§ TASK
Please quote every line word for word.

§ STORED DATA
-------

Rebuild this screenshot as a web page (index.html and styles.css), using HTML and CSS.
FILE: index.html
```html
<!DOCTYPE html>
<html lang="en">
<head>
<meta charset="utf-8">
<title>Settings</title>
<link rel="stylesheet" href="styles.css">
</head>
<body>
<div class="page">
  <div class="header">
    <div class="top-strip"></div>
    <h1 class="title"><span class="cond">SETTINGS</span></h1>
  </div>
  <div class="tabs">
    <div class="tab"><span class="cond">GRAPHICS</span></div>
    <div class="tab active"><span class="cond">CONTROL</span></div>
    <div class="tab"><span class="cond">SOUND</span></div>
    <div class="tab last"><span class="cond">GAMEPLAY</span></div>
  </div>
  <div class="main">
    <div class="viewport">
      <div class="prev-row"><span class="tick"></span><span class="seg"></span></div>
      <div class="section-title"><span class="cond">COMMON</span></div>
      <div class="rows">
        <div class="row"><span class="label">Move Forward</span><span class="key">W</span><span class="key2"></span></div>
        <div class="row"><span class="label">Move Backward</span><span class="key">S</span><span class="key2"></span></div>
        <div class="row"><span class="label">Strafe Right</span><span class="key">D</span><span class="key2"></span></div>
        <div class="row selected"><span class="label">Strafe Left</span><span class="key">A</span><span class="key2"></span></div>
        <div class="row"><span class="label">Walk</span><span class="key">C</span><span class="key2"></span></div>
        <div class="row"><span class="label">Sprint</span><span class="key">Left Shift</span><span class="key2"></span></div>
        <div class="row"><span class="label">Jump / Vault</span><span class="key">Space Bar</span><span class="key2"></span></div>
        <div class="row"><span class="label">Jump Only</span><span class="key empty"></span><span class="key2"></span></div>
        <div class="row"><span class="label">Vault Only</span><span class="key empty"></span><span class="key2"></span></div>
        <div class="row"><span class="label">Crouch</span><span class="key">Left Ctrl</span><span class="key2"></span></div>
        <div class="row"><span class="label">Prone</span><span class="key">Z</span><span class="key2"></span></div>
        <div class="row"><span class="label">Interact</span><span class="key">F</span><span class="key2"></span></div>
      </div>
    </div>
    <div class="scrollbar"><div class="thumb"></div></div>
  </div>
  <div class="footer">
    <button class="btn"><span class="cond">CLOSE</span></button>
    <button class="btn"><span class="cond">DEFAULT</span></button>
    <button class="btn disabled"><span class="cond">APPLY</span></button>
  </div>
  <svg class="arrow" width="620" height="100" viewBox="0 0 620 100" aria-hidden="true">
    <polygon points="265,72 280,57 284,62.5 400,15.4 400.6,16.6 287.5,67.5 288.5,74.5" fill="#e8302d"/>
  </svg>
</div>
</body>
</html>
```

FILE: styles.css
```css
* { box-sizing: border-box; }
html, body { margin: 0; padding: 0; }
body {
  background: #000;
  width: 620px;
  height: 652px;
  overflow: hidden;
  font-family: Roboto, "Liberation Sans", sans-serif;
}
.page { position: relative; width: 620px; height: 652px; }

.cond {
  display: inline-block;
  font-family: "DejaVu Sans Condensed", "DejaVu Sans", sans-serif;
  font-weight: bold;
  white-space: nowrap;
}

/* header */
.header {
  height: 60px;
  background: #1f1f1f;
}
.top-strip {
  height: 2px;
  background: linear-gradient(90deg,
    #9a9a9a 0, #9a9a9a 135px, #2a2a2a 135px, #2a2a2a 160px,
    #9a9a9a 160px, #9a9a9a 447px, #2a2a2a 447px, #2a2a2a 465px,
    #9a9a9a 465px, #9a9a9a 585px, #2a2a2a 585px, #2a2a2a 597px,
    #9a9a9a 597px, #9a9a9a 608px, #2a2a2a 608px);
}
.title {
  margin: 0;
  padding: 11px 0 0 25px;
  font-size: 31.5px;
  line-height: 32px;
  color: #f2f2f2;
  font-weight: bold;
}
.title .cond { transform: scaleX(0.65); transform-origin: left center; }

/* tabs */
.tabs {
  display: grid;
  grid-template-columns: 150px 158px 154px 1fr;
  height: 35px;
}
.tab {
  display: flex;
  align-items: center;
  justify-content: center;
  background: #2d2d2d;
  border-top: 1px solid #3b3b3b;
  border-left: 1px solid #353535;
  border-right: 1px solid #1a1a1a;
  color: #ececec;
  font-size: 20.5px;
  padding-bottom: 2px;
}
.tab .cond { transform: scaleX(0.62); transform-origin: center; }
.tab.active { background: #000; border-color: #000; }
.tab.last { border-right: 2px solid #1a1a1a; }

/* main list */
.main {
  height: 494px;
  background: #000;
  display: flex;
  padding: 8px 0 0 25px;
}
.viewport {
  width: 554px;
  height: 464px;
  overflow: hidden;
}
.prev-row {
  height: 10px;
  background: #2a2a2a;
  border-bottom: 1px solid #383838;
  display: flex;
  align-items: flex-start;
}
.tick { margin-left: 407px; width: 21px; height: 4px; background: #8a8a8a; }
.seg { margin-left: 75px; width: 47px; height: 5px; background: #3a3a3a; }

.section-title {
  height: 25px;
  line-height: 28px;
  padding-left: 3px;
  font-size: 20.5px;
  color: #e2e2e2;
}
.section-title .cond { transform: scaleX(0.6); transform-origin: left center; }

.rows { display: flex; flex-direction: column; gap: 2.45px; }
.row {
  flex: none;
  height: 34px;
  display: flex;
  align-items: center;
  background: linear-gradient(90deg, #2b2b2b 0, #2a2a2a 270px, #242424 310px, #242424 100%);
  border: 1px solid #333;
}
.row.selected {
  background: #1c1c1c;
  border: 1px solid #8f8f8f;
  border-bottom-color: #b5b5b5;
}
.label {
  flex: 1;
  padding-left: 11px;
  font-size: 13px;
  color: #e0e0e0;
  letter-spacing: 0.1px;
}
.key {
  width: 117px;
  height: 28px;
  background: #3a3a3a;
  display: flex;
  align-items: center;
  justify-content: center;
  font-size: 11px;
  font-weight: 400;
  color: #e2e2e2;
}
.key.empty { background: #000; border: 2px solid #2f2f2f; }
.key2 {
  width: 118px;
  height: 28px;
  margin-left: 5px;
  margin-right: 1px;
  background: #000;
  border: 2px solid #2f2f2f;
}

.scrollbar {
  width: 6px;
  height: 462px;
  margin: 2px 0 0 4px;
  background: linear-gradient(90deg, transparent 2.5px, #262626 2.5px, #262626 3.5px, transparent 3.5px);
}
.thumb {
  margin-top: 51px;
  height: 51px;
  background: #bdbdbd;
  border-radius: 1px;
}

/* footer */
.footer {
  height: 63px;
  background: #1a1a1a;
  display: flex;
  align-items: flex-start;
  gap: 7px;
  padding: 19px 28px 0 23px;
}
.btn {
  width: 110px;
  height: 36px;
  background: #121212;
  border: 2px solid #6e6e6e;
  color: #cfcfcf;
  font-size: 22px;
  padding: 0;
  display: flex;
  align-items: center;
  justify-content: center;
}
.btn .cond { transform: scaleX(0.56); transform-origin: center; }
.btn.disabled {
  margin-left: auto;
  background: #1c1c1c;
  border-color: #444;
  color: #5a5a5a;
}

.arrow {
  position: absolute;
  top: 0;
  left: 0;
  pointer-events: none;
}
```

-------

§ WRITTEN RESPONSE
Rebuild this screenshot as a web page (index.html and styles.css), using HTML and CSS.
FILE: index.html
```html
<!DOCTYPE html>
<html lang="en">
<head>
<meta charset="utf-8">
<title>Settings</title>
<link rel="stylesheet" href="styles.css">
</head>
<body>
<div class="page">
  <div class="header">
    <div class="top-strip"></div>
    <h1 class="title"><span class="cond">SETTINGS</span></h1>
  </div>
  <div class="tabs">
    <div class="tab"><span class="cond">GRAPHICS</span></div>
    <div class="tab active"><span class="cond">CONTROL</span></div>
    <div class="tab"><span class="cond">SOUND</span></div>
    <div class="tab last"><span class="cond">GAMEPLAY</span></div>
  </div>
  <div class="main">
    <div class="viewport">
      <div class="prev-row"><span class="tick"></span><span class="seg"></span></div>
      <div class="section-title"><span class="cond">COMMON</span></div>
      <div class="rows">
        <div class="row"><span class="label">Move Forward</span><span class="key">W</span><span class="key2"></span></div>
        <div class="row"><span class="label">Move Backward</span><span class="key">S</span><span class="key2"></span></div>
        <div class="row"><span class="label">Strafe Right</span><span class="key">D</span><span class="key2"></span></div>
        <div class="row selected"><span class="label">Strafe Left</span><span class="key">A</span><span class="key2"></span></div>
        <div class="row"><span class="label">Walk</span><span class="key">C</span><span class="key2"></span></div>
        <div class="row"><span class="label">Sprint</span><span class="key">Left Shift</span><span class="key2"></span></div>
        <div class="row"><span class="label">Jump / Vault</span><span class="key">Space Bar</span><span class="key2"></span></div>
        <div class="row"><span class="label">Jump Only</span><span class="key empty"></span><span class="key2"></span></div>
        <div class="row"><span class="label">Vault Only</span><span class="key empty"></span><span class="key2"></span></div>
        <div class="row"><span class="label">Crouch</span><span class="key">Left Ctrl</span><span class="key2"></span></div>
        <div class="row"><span class="label">Prone</span><span class="key">Z</span><span class="key2"></span></div>
        <div class="row"><span class="label">Interact</span><span class="key">F</span><span class="key2"></span></div>
      </div>
    </div>
    <div class="scrollbar"><div class="thumb"></div></div>
  </div>
  <div class="footer">
    <button class="btn"><span class="cond">CLOSE</span></button>
    <button class="btn"><span class="cond">DEFAULT</span></button>
    <button class="btn disabled"><span class="cond">APPLY</span></button>
  </div>
  <svg class="arrow" width="620" height="100" viewBox="0 0 620 100" aria-hidden="true">
    <polygon points="265,72 280,57 284,62.5 400,15.4 400.6,16.6 287.5,67.5 288.5,74.5" fill="#e8302d"/>
  </svg>
</div>
</body>
</html>
```

FILE: styles.css
```css
* { box-sizing: border-box; }
html, body { margin: 0; padding: 0; }
body {
  background: #000;
  width: 620px;
  height: 652px;
  overflow: hidden;
  font-family: Roboto, "Liberation Sans", sans-serif;
}
.page { position: relative; width: 620px; height: 652px; }

.cond {
  display: inline-block;
  font-family: "DejaVu Sans Condensed", "DejaVu Sans", sans-serif;
  font-weight: bold;
  white-space: nowrap;
}

/* header */
.header {
  height: 60px;
  background: #1f1f1f;
}
.top-strip {
  height: 2px;
  background: linear-gradient(90deg,
    #9a9a9a 0, #9a9a9a 135px, #2a2a2a 135px, #2a2a2a 160px,
    #9a9a9a 160px, #9a9a9a 447px, #2a2a2a 447px, #2a2a2a 465px,
    #9a9a9a 465px, #9a9a9a 585px, #2a2a2a 585px, #2a2a2a 597px,
    #9a9a9a 597px, #9a9a9a 608px, #2a2a2a 608px);
}
.title {
  margin: 0;
  padding: 11px 0 0 25px;
  font-size: 31.5px;
  line-height: 32px;
  color: #f2f2f2;
  font-weight: bold;
}
.title .cond { transform: scaleX(0.65); transform-origin: left center; }

/* tabs */
.tabs {
  display: grid;
  grid-template-columns: 150px 158px 154px 1fr;
  height: 35px;
}
.tab {
  display: flex;
  align-items: center;
  justify-content: center;
  background: #2d2d2d;
  border-top: 1px solid #3b3b3b;
  border-left: 1px solid #353535;
  border-right: 1px solid #1a1a1a;
  color: #ececec;
  font-size: 20.5px;
  padding-bottom: 2px;
}
.tab .cond { transform: scaleX(0.62); transform-origin: center; }
.tab.active { background: #000; border-color: #000; }
.tab.last { border-right: 2px solid #1a1a1a; }

/* main list */
.main {
  height: 494px;
  background: #000;
  display: flex;
  padding: 8px 0 0 25px;
}
.viewport {
  width: 554px;
  height: 464px;
  overflow: hidden;
}
.prev-row {
  height: 10px;
  background: #2a2a2a;
  border-bottom: 1px solid #383838;
  display: flex;
  align-items: flex-start;
}
.tick { margin-left: 407px; width: 21px; height: 4px; background: #8a8a8a; }
.seg { margin-left: 75px; width: 47px; height: 5px; background: #3a3a3a; }

.section-title {
  height: 25px;
  line-height: 28px;
  padding-left: 3px;
  font-size: 20.5px;
  color: #e2e2e2;
}
.section-title .cond { transform: scaleX(0.6); transform-origin: left center; }

.rows { display: flex; flex-direction: column; gap: 2.45px; }
.row {
  flex: none;
  height: 34px;
  display: flex;
  align-items: center;
  background: linear-gradient(90deg, #2b2b2b 0, #2a2a2a 270px, #242424 310px, #242424 100%);
  border: 1px solid #333;
}
.row.selected {
  background: #1c1c1c;
  border: 1px solid #8f8f8f;
  border-bottom-color: #b5b5b5;
}
.label {
  flex: 1;
  padding-left: 11px;
  font-size: 13px;
  color: #e0e0e0;
  letter-spacing: 0.1px;
}
.key {
  width: 117px;
  height: 28px;
  background: #3a3a3a;
  display: flex;
  align-items: center;
  justify-content: center;
  font-size: 11px;
  font-weight: 400;
  color: #e2e2e2;
}
.key.empty { background: #000; border: 2px solid #2f2f2f; }
.key2 {
  width: 118px;
  height: 28px;
  margin-left: 5px;
  margin-right: 1px;
  background: #000;
  border: 2px solid #2f2f2f;
}

.scrollbar {
  width: 6px;
  height: 462px;
  margin: 2px 0 0 4px;
  background: linear-gradient(90deg, transparent 2.5px, #262626 2.5px, #262626 3.5px, transparent 3.5px);
}
.thumb {
  margin-top: 51px;
  height: 51px;
  background: #bdbdbd;
  border-radius: 1px;
}

/* footer */
.footer {
  height: 63px;
  background: #1a1a1a;
  display: flex;
  align-items: flex-start;
  gap: 7px;
  padding: 19px 28px 0 23px;
}
.btn {
  width: 110px;
  height: 36px;
  background: #121212;
  border: 2px solid #6e6e6e;
  color: #cfcfcf;
  font-size: 22px;
  padding: 0;
  display: flex;
  align-items: center;
  justify-content: center;
}
.btn .cond { transform: scaleX(0.56); transform-origin: center; }
.btn.disabled {
  margin-left: auto;
  background: #1c1c1c;
  border-color: #444;
  color: #5a5a5a;
}

.arrow {
  position: absolute;
  top: 0;
  left: 0;
  pointer-events: none;
}
```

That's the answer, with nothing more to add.